(Aim)
Using the listing below, report all lines holding the word "React".

#### Collected data

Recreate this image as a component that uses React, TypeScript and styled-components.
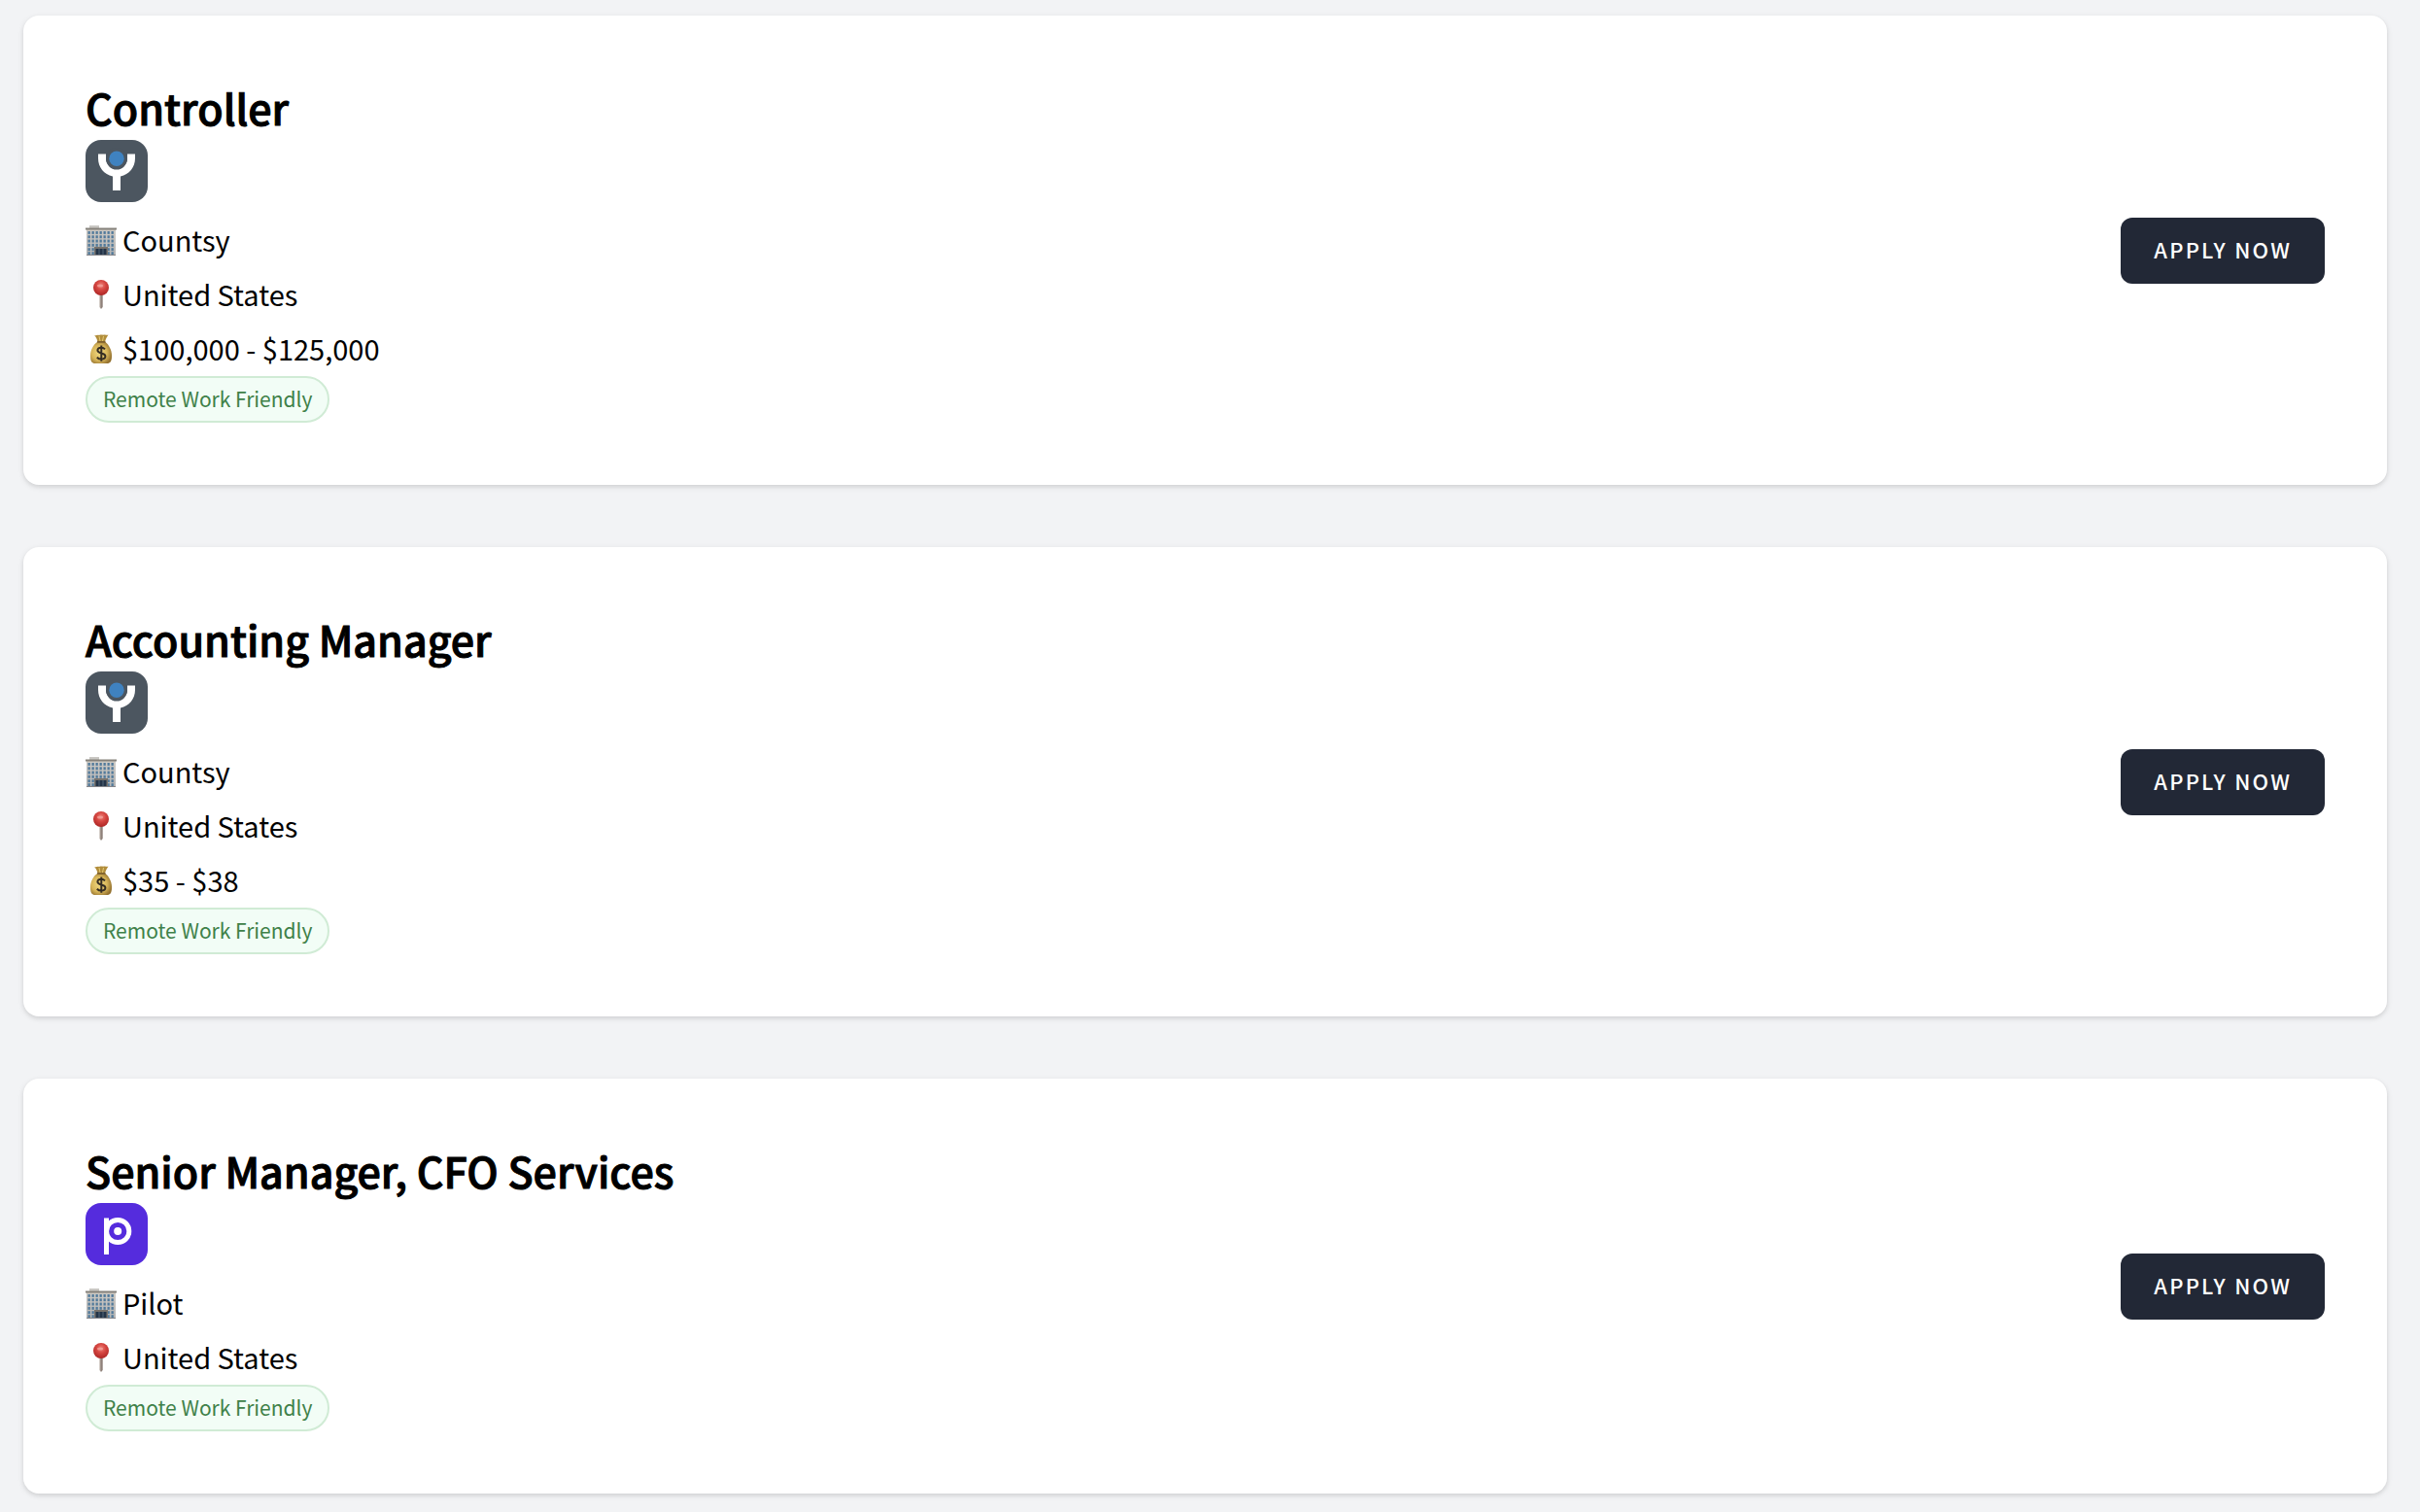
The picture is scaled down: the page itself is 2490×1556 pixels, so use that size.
import React from "react";
import styled, { createGlobalStyle } from "styled-components";

const GlobalStyle = createGlobalStyle`
  *, *::before, *::after { box-sizing: border-box; }
  body {
    margin: 0;
    background: #f2f3f5;
    color: #000;
    font-family: "Noto Sans CJK SC", "Noto Sans", sans-serif;
  }
`;

const JobList = styled.ul`
  display: flex;
  flex-direction: column;
  gap: 64px;
  margin: 0;
  padding: 16px 34px 16px 24px;
  list-style: none;
`;

const Card = styled.li`
  display: flex;
  align-items: center;
  justify-content: space-between;
  gap: 64px;
  padding: 64px;
  border-radius: 16px;
  background: #fff;
  box-shadow: 0 2px 6px rgba(0, 0, 0, 0.1), 0 2px 4px rgba(0, 0, 0, 0.06);
`;

const Details = styled.div`
  display: flex;
  flex-direction: column;
  align-items: flex-start;
`;

const Title = styled.h2`
  margin: 0 0 4px;
  font-size: 43px;
  font-weight: 500;
  line-height: 60px;
  -webkit-text-stroke: 1px currentColor;
`;

const Logo = styled.svg`
  display: block;
  width: 64px;
  height: 64px;
  margin-bottom: 11px;
  border-radius: 16px;
`;

const Fact = styled.p`
  display: flex;
  align-items: center;
  gap: 6px;
  margin: 0;
  padding-bottom: 2px;
  font-size: 29px;
  line-height: 54px;
`;

const Emoji = styled.svg`
  display: block;
  width: 32px;
  height: 36px;
`;

const Badge = styled.span`
  padding: 0 16px 2px;
  border: 2px solid #d0ebd5;
  border-radius: 24px;
  background: #f2fdf6;
  color: #3f8149;
  font-size: 21px;
  line-height: 42px;
`;

const ApplyButton = styled.button`
  flex-shrink: 0;
  padding: 0 34px 4px;
  border: 0;
  border-radius: 12px;
  background: #222836;
  color: #fff;
  font-family: inherit;
  font-size: 22px;
  font-weight: 500;
  line-height: 64px;
  letter-spacing: 0.1em;
  text-transform: uppercase;
  cursor: pointer;
`;

function CountsyLogo() {
  return (
    <Logo viewBox="0 0 64 64" role="img" aria-label="Countsy logo">
      <rect width="64" height="64" fill="#4c5660" />
      <path d="M13 14.500H21V19a11 11.500 0 0 0 22 0V14.500H51V19C51 28 45 35.500 36 37.500V52H28V37.500C19 35.500 13 28 13 19Z" fill="#fff" />
      <circle cx="32" cy="19" r="11" fill="#4c5660" />
      <circle cx="32" cy="19.300" r="7.700" fill="#3f82c0" />
    </Logo>
  );
}

function PilotLogo() {
  return (
    <Logo viewBox="0 0 64 64" role="img" aria-label="Pilot logo">
      <rect width="64" height="64" fill="#552cdd" />
      <rect x="19" y="15.500" width="5" height="37.500" fill="#fff" />
      <circle cx="33.200" cy="29" r="11.600" fill="none" stroke="#fff" strokeWidth="5" />
      <circle cx="33.200" cy="29" r="4" fill="#fff" />
    </Logo>
  );
}

function OfficeEmoji() {
  const columns = [2.5, 6.5, 10.5, 14.5, 18.5, 22.5, 26.5];
  const rows = [6, 10.3, 14.6, 18.9, 23.2, 27.2];
  return (
    <Emoji viewBox="0 -4 32 36" aria-hidden="true">
      <defs>
        <linearGradient id="wall" x1="0" y1="0" x2="0" y2="1">
          <stop offset="0" stopColor="#cfcbc5" />
          <stop offset="1" stopColor="#b4b4b4" />
        </linearGradient>
      </defs>
      <rect x="4" y="0" width="10" height="3" fill="#c9c7c3" />
      <rect x="1" y="3" width="30" height="28" fill="url(#wall)" />
      <rect x="0" y="2.500" width="32" height="2" fill="#85817b" />
      {rows.map((y) =>
        columns.map((x) => (
          <rect key={`${x}-${y}`} x={x} y={y} width="2.300" height="2.900" fill="#527a9b" />
        ))
      )}
      <rect x="9" y="22" width="14" height="9" fill="#77726c" />
      <rect x="10.500" y="24" width="11" height="7" fill="#243448" />
      <path d="M14 24V31M18 24V31" stroke="#5f7385" strokeWidth="0.800" />
      <rect x="1" y="30" width="30" height="1" fill="#85858a" />
    </Emoji>
  );
}

function PinEmoji() {
  return (
    <Emoji viewBox="0 -4 32 36" aria-hidden="true">
      <defs>
        <radialGradient id="pinHead" cx="0.5" cy="0.350" r="0.650">
          <stop offset="0" stopColor="#ee8178" />
          <stop offset="0.450" stopColor="#d64742" />
          <stop offset="1" stopColor="#ad2524" />
        </radialGradient>
        <linearGradient id="pinStem" x1="0" x2="1">
          <stop offset="0" stopColor="#b9aea6" />
          <stop offset="1" stopColor="#796a63" />
        </linearGradient>
      </defs>
      <path d="M14.400 14H17.600V28L16 30L14.400 28Z" fill="url(#pinStem)" />
      <circle cx="16" cy="8" r="8" fill="url(#pinHead)" />
      <ellipse cx="15" cy="6" rx="3" ry="1.500" fill="#f5aaa3" opacity="0.700" />
    </Emoji>
  );
}

function MoneyBagEmoji() {
  return (
    <Emoji viewBox="0 -4 32 36" aria-hidden="true">
      <defs>
        <radialGradient id="bag" cx="0.420" cy="0.500" r="0.600">
          <stop offset="0" stopColor="#f0d880" />
          <stop offset="0.600" stopColor="#d8b65a" />
          <stop offset="1" stopColor="#94712e" />
        </radialGradient>
      </defs>
      <path d="M9 1C11 2 12 0 14 1C16 0 18 1 19 0.500C21 0 22 1.500 23.500 0.500C22 3 20.500 5 20 8H12.500C12 5 11 3 9 1Z" fill="#b18d3b" />
      <path d="M14 2L15 7M18.500 2L17.500 7" stroke="#e6cb74" strokeWidth="1" />
      <path d="M12 8H20.500C24 11 27 16 27 22C27 28 25.500 30 22 30H10C6.500 30 5 28 5 22C5 16 8 11 12 8Z" fill="url(#bag)" />
      <path d="M12 7.900H20.500" stroke="#76592a" strokeWidth="1.500" />
      <path d="M20 15.300C19 14.200 17.700 13.700 16.200 13.700C13.900 13.700 12.400 14.800 12.400 16.600C12.400 20.500 20.400 18.300 20.400 22.500C20.400 24.500 18.700 25.600 16.300 25.600C14.500 25.600 12.900 24.900 11.800 23.700M16.300 11.500V27.700" fill="none" stroke="#352d23" strokeWidth="2" />
    </Emoji>
  );
}

interface Job {
  title: string;
  company: string;
  logo: () => React.JSX.Element;
  location: string;
  salary?: string;
}

const jobs: Job[] = [
  {
    title: "Controller",
    company: "Countsy",
    logo: CountsyLogo,
    location: "United States",
    salary: "$100,000 - $125,000",
  },
  {
    title: "Accounting Manager",
    company: "Countsy",
    logo: CountsyLogo,
    location: "United States",
    salary: "$35 - $38",
  },
  {
    title: "Senior Manager, CFO Services",
    company: "Pilot",
    logo: PilotLogo,
    location: "United States",
  },
];

function JobCard({ job }: { job: Job }) {
  const CompanyLogo = job.logo;
  return (
    <Card>
      <Details>
        <Title>{job.title}</Title>
        <CompanyLogo />
        <Fact>
          <OfficeEmoji />
          {job.company}
        </Fact>
        <Fact>
          <PinEmoji />
          {job.location}
        </Fact>
        {job.salary && (
          <Fact>
            <MoneyBagEmoji />
            {job.salary}
          </Fact>
        )}
        <Badge>Remote Work Friendly</Badge>
      </Details>
      <ApplyButton type="button">Apply now</ApplyButton>
    </Card>
  );
}

export default function App() {
  return (
    <>
      <GlobalStyle />
      <main>
        <JobList>
          {jobs.map((job) => (
            <JobCard key={job.title} job={job} />
          ))}
        </JobList>
      </main>
    </>
  );
}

########

(Complete answer)
Recreate this image as a component that uses React, TypeScript and styled-components.
import React from "react";
  logo: () => React.JSX.Element;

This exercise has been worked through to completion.